Here some experiments with the tiny model (.com files):

int main(void) {return 0;}

open watcom 1.0 979 bytes
turbo c 2.01 1742 bytes
turbo c++ 1.01 3258 bytes

int main(int argc, char **argv) {return 0;}

open watcom 1.0 2936
turbo c 1742
turbo c++ 3534

#include <stdio.h>
int main(void) {printf("hello world!\n"); return 0;}

open watcom 1.0 10022
turbo c 5108
turbo c++ 5506

but using our own printf() for open watcom 1.0: 2446 bytes

this compares to BP 7.0:

program hello;
begin
        writeln('hello world');
end.

2240 bytes (same amount of disk space as 2446 bytes).

Now Micro-C can generate small executables too, and that's largely because its printf can be very small since it doesn't have to worry about (long) longs, far pointers, floating point, "%*d" and so on.

Arkady adds:

There are two things, which affect optimization:

1. Quality of code optimization. This is important especially for speed and usually may increase code size.

2. Global optimization (_automatic_ cross-functions and cross-modules code analyzing with exclusion unused code/data, functions inlining, etc.; impossible with loosy .OBJ files). This is most factor, which decreases programs size.

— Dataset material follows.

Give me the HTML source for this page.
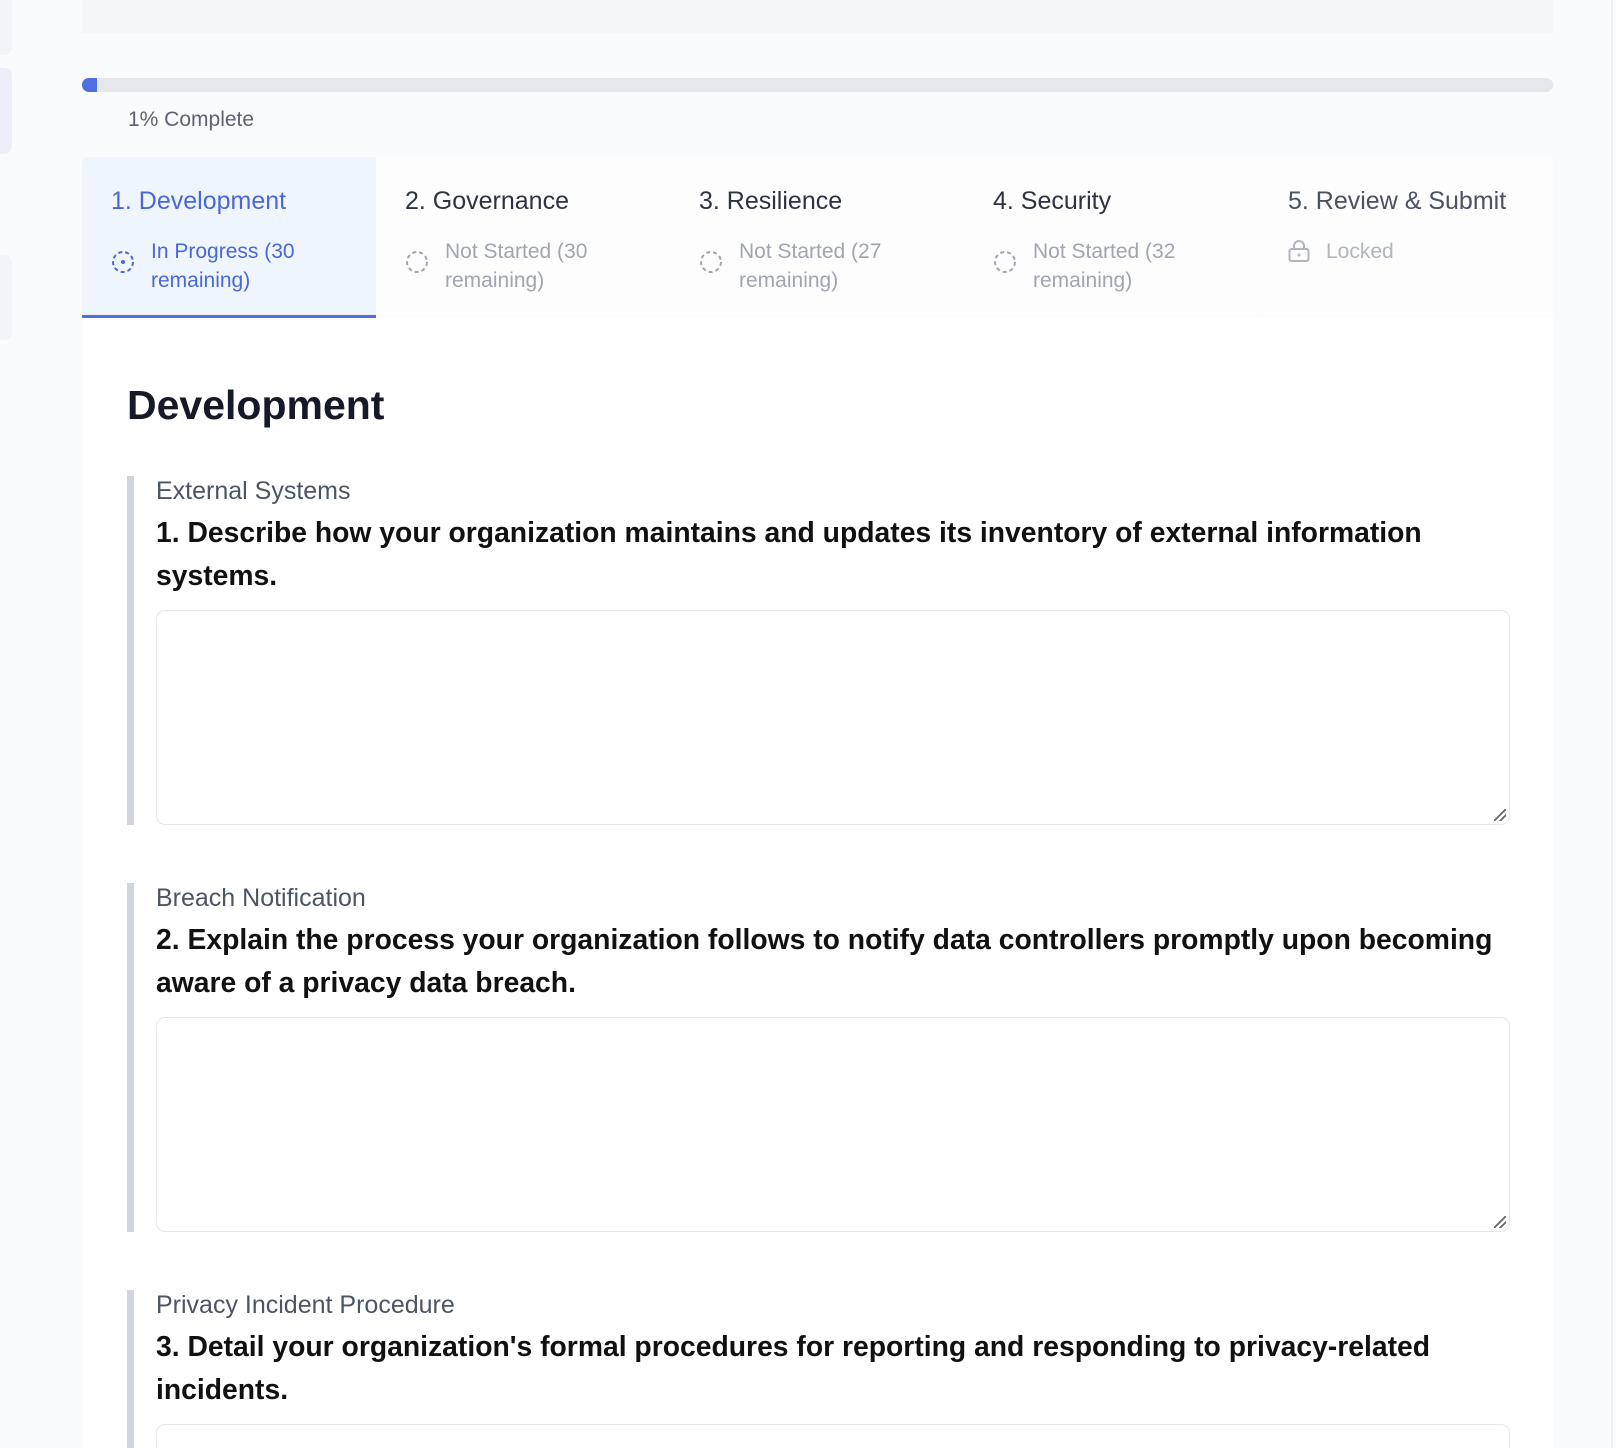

C standard not defines modules and (suggests) independent files instead. This hardly complicates global optimization. With some tricks (generation for each file .LIB instead .OBJ, where .LIB should contain separate module for each global variable and function) C compilers may introduce sort of global optimization with almost none efforts (see how Turbo Vision tries to emulate this feature: there 42 small files nm*.cpp, each of them contains one declaration). Unfortunately, even with such tricks there will be missing other features (for example, automatic functions inlining) and this not helps in case of OOP (when _all_ virtual methods, even unused, recorded in VMT, that prohibits their elimination). This is why I hate C and, especially, C++.